From a62344a56f643f6ac51081a805772bd7c97424c8 Mon Sep 17 00:00:00 2001
From: Stephen Horvath <s.horvath@outlook.com.au>
Date: Thu, 19 Sep 2024 20:55:21 +1000
Subject: [PATCH] Consolidate CPU & XPU IPEX optimisations, & implement LLM
 optimisations

---
 fastchat/model/model_adapter.py | 18 +++++++++---------
 1 file changed, 9 insertions(+), 9 deletions(-)

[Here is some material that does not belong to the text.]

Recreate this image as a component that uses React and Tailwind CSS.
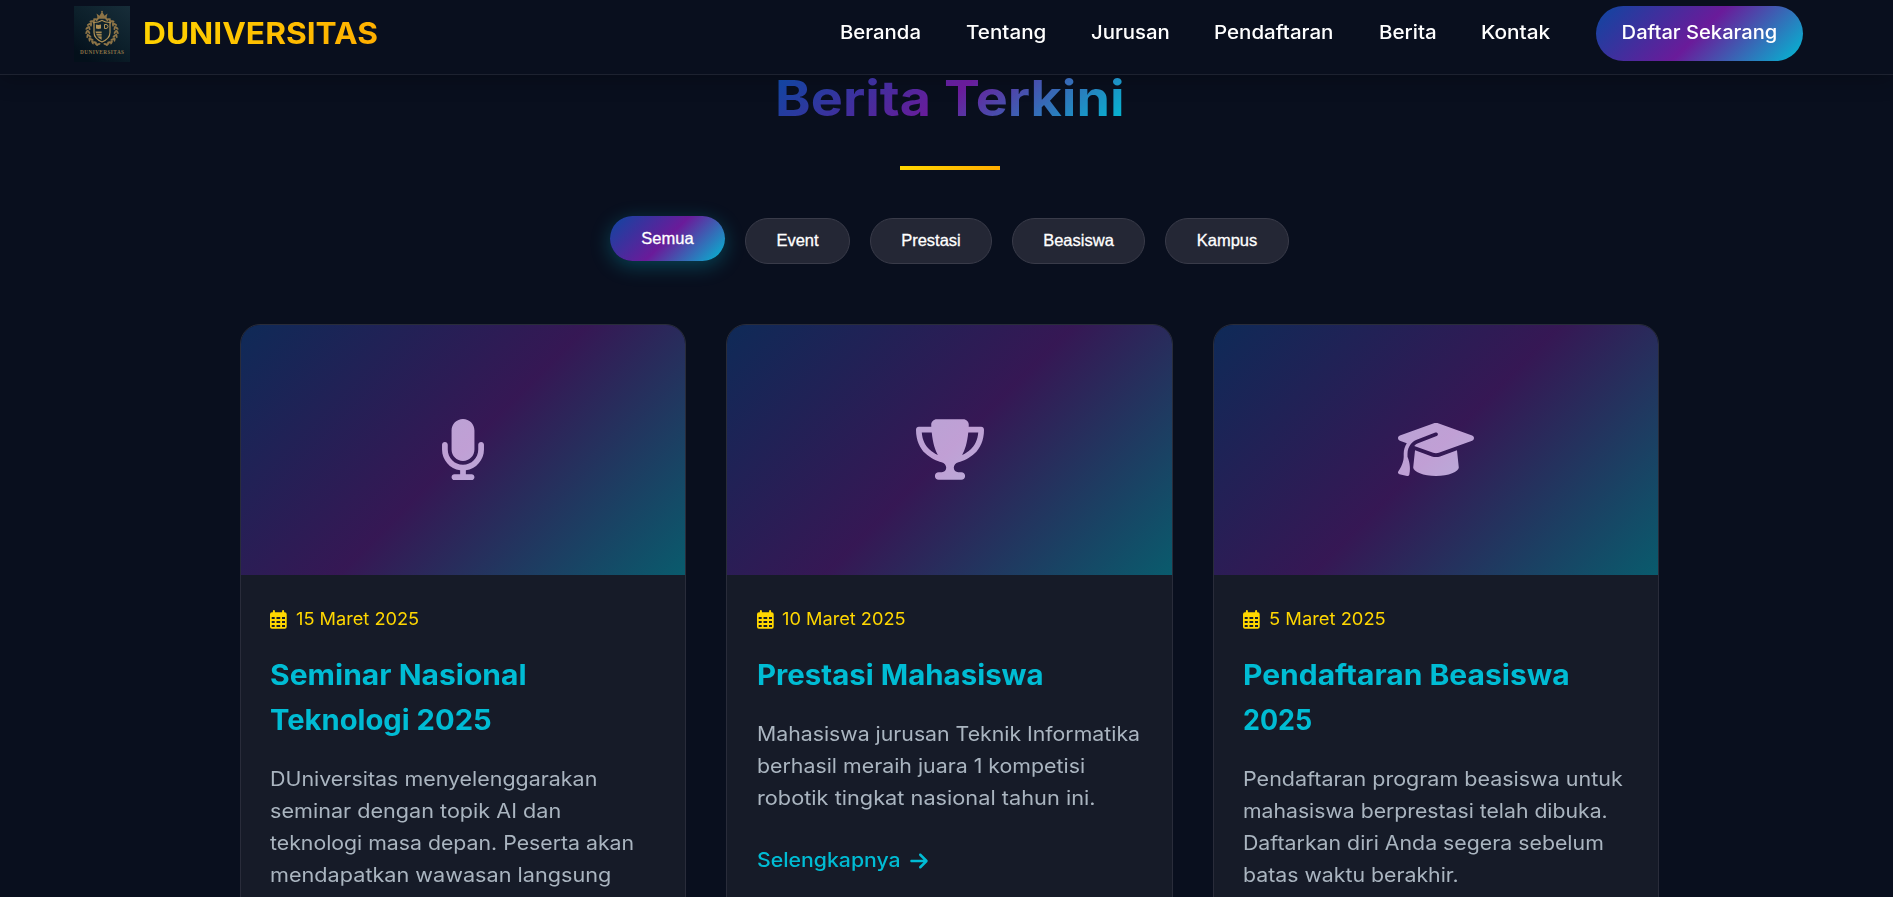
import React from "react";
import { FaMicrophone, FaTrophy, FaGraduationCap, FaArrowRight } from "react-icons/fa6";

const navLinks = [
  { label: "Beranda", box: "w-[81px]", stretch: "scale-x-[1.07]" },
  { label: "Tentang", box: "w-[80px]", stretch: "scale-x-[1.085]" },
  { label: "Jurusan", box: "w-[78px]", stretch: "scale-x-[1.07]" },
  { label: "Pendaftaran", box: "w-[120px]", stretch: "scale-x-[1.08]" },
  { label: "Berita", box: "w-[57px]", stretch: "scale-x-[1.08]" },
  { label: "Kontak", box: "w-[71px]", stretch: "scale-x-[1.096]" },
];

const filters = [
  { label: "Event", box: "w-[105px]" },
  { label: "Prestasi", box: "w-[122px]" },
  { label: "Beasiswa", box: "w-[133px]" },
  { label: "Kampus", box: "w-[124px]" },
];

const articles = [
  {
    icon: FaMicrophone,
    iconSize: "h-[61px] w-[46px]",
    date: ["15 Maret 2025", "scale-x-[1.046]"],
    title: [["Seminar Nasional", "scale-x-[1.073]"], ["Teknologi 2025", "scale-x-[1.042]"]],
    body: [
      ["DUniversitas menyelenggarakan", "scale-x-[1.083]"],
      ["seminar dengan topik AI dan", "scale-x-[1.092]"],
      ["teknologi masa depan. Peserta akan", "scale-x-[1.075]"],
      ["mendapatkan wawasan langsung", "scale-x-[1.094]"],
    ],
  },
  {
    icon: FaTrophy,
    iconSize: "h-[61px] w-[68px]",
    date: ["10 Maret 2025", "scale-x-[1.046]"],
    title: [["Prestasi Mahasiswa", "scale-x-[1.051]"]],
    body: [
      ["Mahasiswa jurusan Teknik Informatika", "scale-x-[1.075]"],
      ["berhasil meraih juara 1 kompetisi", "scale-x-[1.078]"],
      ["robotik tingkat nasional tahun ini.", "scale-x-[1.099]"],
    ],
  },
  {
    icon: FaGraduationCap,
    iconSize: "h-[61px] w-[76px]",
    date: ["5 Maret 2025", "scale-x-[1.055]"],
    title: [["Pendaftaran Beasiswa", "scale-x-[1.072]"], ["2025", "scale-x-[0.96]"]],
    body: [
      ["Pendaftaran program beasiswa untuk", "scale-x-[1.086]"],
      ["mahasiswa berprestasi telah dibuka.", "scale-x-[1.072]"],
      ["Daftarkan diri Anda segera sebelum", "scale-x-[1.077]"],
      ["batas waktu berakhir.", "scale-x-[1.076]"],
    ],
  },
];

function Leaf({ x, y, r }) {
  return <ellipse cx={x} cy={y} rx="1" ry="2.3" transform={`rotate(${r} ${x} ${y})`} />;
}

const leftLeaves = Array.from({ length: 9 }, (_, i) => {
  const a = ((110 + i * 17) * Math.PI) / 180;
  return { x: 28 + 14.5 * Math.cos(a), y: 25.5 + 13.5 * Math.sin(a), r: 110 + i * 17 };
});

function Crest() {
  return (
    <svg viewBox="0 0 56 56" className="size-14 shrink-0">
      <defs>
        <linearGradient id="crestBg" x1="1" y1="0" x2="0.3" y2="1">
          <stop offset="0" stopColor="#172d39" />
          <stop offset="0.55" stopColor="#0c1f2a" />
          <stop offset="1" stopColor="#04101b" />
        </linearGradient>
      </defs>
      <rect width="56" height="56" fill="url(#crestBg)" />
      <g fill="#8d7447">
        {leftLeaves.map((l, i) => (
          <React.Fragment key={i}>
            <Leaf x={l.x - 0.8} y={l.y} r={l.r + 30} />
            <Leaf x={l.x + 1.3} y={l.y} r={l.r - 30} />
            <Leaf x={56 - l.x + 0.8} y={l.y} r={-l.r - 30} />
            <Leaf x={56 - l.x - 1.3} y={l.y} r={-l.r + 30} />
          </React.Fragment>
        ))}
        <path d="M22.5 7.5l3 2.3L28 5.5l2.500 4.300 3-2.300-1.300 5.200h-8.400z" />
        <circle cx="28" cy="5.600" r="0.9" />
      </g>
      <path d="M20 16.500q4.500 0 8-2 3.500 2 8 2v10q0 6-8 9.500-8-3.500-8-9.500z" fill="#10232c" stroke="#b09155" strokeWidth="1.200" />
      <path d="M21.500 25.500H28V34q-5.500-2.500-6.500-8.500z" fill="#a58850" />
      <path d="M22 27.500h6M23 30h5M28 15v20M21 24.500h14" stroke="#10232c" strokeWidth="0.7" />
      <path d="M22 18.500l2.500 .6 2.500-.6v4l-2.500 .6-2.500-.6z" fill="#b09155" />
      <path d="M30.500 18.500h1.500q2 0 2 2t-2 2h-1.500z" fill="none" stroke="#b09155" strokeWidth="1" />
      <text x="28" y="47.500" textAnchor="middle" textLength="44" fontSize="5.200" fill="#8d7447" fontFamily="Liberation Serif, serif" fontWeight="bold">
        DUNIVERSITAS
      </text>
    </svg>
  );
}

function CalendarIcon() {
  return (
    <svg viewBox="0 0 17 19" className="h-[19px] w-[17px] shrink-0" fill="currentColor">
      <path
        fillRule="evenodd"
        d="M3.900 0a1 1 0 0 1 1 1v1.300h7.200V1a1 1 0 0 1 2 0v1.300h.6a2 2 0 0 1 2 2V16.700a2 2 0 0 1-2 2H2a2 2 0 0 1-2-2V4.300a2 2 0 0 1 2-2h.9V1a1 1 0 0 1 1-1zM1.700 7v2h3V7zM6.500 7v2h3.700V7zM12 7v2h3V7zM1.700 11v2h3v-2zM6.500 11v2h3.700v-2zM12 11v2h3v-2zM1.700 15v2h3v-2zM6.500 15v2h3.700v-2zM12 15v2h3v-2z"
      />
    </svg>
  );
}

function Article({ item }) {
  const Icon = item.icon;
  return (
    <article className="overflow-hidden rounded-[20px] border border-[#292c3a] bg-[#161b28]">
      <div className="relative flex h-[250px] items-center justify-center bg-[#101522] pb-[2px]">
        <Icon className={"text-white " + item.iconSize} />
        <div className="absolute inset-0 bg-[linear-gradient(135deg,#0d47a1_0%,#6a1b9a_50%,#00bcd4_100%)] opacity-[0.42]" />
      </div>
      <div className="px-[29.500px] pt-[30px] whitespace-nowrap">
        <div className="flex h-[29px] items-center gap-[8.500px] text-[17.400px] text-[#ffd700]">
          <CalendarIcon />
          <span className={"origin-left " + item.date[1]}>{item.date[0]}</span>
        </div>
        <h3 className="mt-[19px] text-[28px] leading-[45px] font-bold text-[#00bcd4]">
          {item.title.map(([t, stretch]) => (
            <span key={t} className={"block origin-left " + stretch}>{t}</span>
          ))}
        </h3>
        <p className="mt-[20px] text-[19.800px] leading-8 text-[#aab5c0]">
          {item.body.map(([t, stretch]) => (
            <span key={t} className={"block origin-left " + stretch}>{t}</span>
          ))}
        </p>
        {item.body.length < 4 && (
          <a className="mt-[31px] flex h-8 items-center text-[19.800px] font-medium text-[#00bcd4]">
            <span className="w-[153px] origin-left scale-x-[1.074]">Selengkapnya</span>
            <FaArrowRight className="h-5 w-[18px]" />
          </a>
        )}
      </div>
    </article>
  );
}

export default function App() {
  return (
    <div className="h-[897px] w-full overflow-hidden bg-[#090f1e] font-['Inter',sans-serif]">
      <header className="flex h-[75px] items-start border-b border-[#1d2230] pt-[6px] pl-[74px] shadow-[0_4px_20px_rgba(0,0,0,0.25)]">
        <Crest />
        <div className="ml-[13px] w-[697px]">
          <span className="inline-block origin-left scale-x-[1.075] bg-[linear-gradient(135deg,#ffd700,#ffab00)] bg-clip-text text-[29.500px] leading-[55px] font-bold text-transparent">DUNIVERSITAS</span>
        </div>
        <nav className="flex h-[55px] items-center gap-[45px] text-[19px] font-medium whitespace-nowrap text-white">
          {navLinks.map((l) => (
            <a key={l.label} className={"-mt-px origin-left " + l.box}>
              <span className={"inline-block origin-left " + l.stretch}>{l.label}</span>
            </a>
          ))}
          <a className="-ml-px flex h-[55px] w-[207px] items-center justify-center rounded-full bg-[linear-gradient(135deg,#0d47a1_0%,#6a1b9a_50%,#00bcd4_100%)] pb-px">
            <span className="scale-x-[1.06]">Daftar Sekarang</span>
          </a>
        </nav>
      </header>
      <main className="ml-[239.750px] w-[1419.500px]">
        <div className="flex flex-col items-center">
          <h2 className="scale-x-[1.1] bg-[linear-gradient(135deg,#0d47a1_0%,#6a1b9a_50%,#00bcd4_100%)] bg-clip-text text-[49px] leading-[48px] font-bold text-transparent">Berita Terkini</h2>
          <div className="mt-[43px] h-1 w-[100px] bg-[linear-gradient(135deg,#ffd700,#ffab00)]" />
        </div>
        <div className="mt-[46px] flex h-[50px] justify-center gap-5 pt-[2px] font-['Liberation_Sans',sans-serif] text-[16.500px] text-white [-webkit-text-stroke:0.3px_#fff]">
          <button className="-mt-[2px] h-[45px] w-[115px] rounded-full bg-[linear-gradient(135deg,#0d47a1_0%,#6a1b9a_50%,#00bcd4_100%)] shadow-[0_5px_20px_rgba(0,188,212,0.3)]">Semua</button>
          {filters.map((f) => (
            <button key={f.label} className={"h-[46px] rounded-full border border-[#393b49] bg-[#242735] pb-[2px] " + f.box}>{f.label}</button>
          ))}
        </div>
        <div className="mt-[58px] grid h-[700px] grid-cols-3 gap-10">
          {articles.map((a) => (
            <Article key={a.date[0]} item={a} />
          ))}
        </div>
      </main>
    </div>
  );
}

diff --git a/fastchat/model/model_adapter.py b/fastchat/model/model_adapter.py
index 92e19dbb78..40cae6f9de 100644
--- a/fastchat/model/model_adapter.py
+++ b/fastchat/model/model_adapter.py
@@ -366,13 +366,6 @@ def load_model(
     # Load model
     model, tokenizer = adapter.load_model(model_path, kwargs)
 
-    if (
-        device == "cpu"
-        and kwargs["torch_dtype"] is torch.bfloat16
-        and CPU_ISA is not None
-    ):
-        model = ipex.optimize(model, dtype=kwargs["torch_dtype"])
-
     if (device == "cuda" and num_gpus == 1 and not cpu_offloading) or device in (
         "mps",
         "xpu",
@@ -380,8 +373,15 @@ def load_model(
     ):
         model.to(device)
 
-    if device == "xpu":
-        model = torch.xpu.optimize(model, dtype=kwargs["torch_dtype"], inplace=True)
+    if (
+        device == "cpu"
+        and kwargs["torch_dtype"] is torch.bfloat16
+        and CPU_ISA is not None
+    ) or device == "xpu":
+        if "llm" in dir(ipex):
+            model = ipex.llm.optimize(model, dtype=kwargs["torch_dtype"], device=device)
+        else:
+            model = ipex.optimize(model, dtype=kwargs["torch_dtype"])
 
     if debug:
         print(model)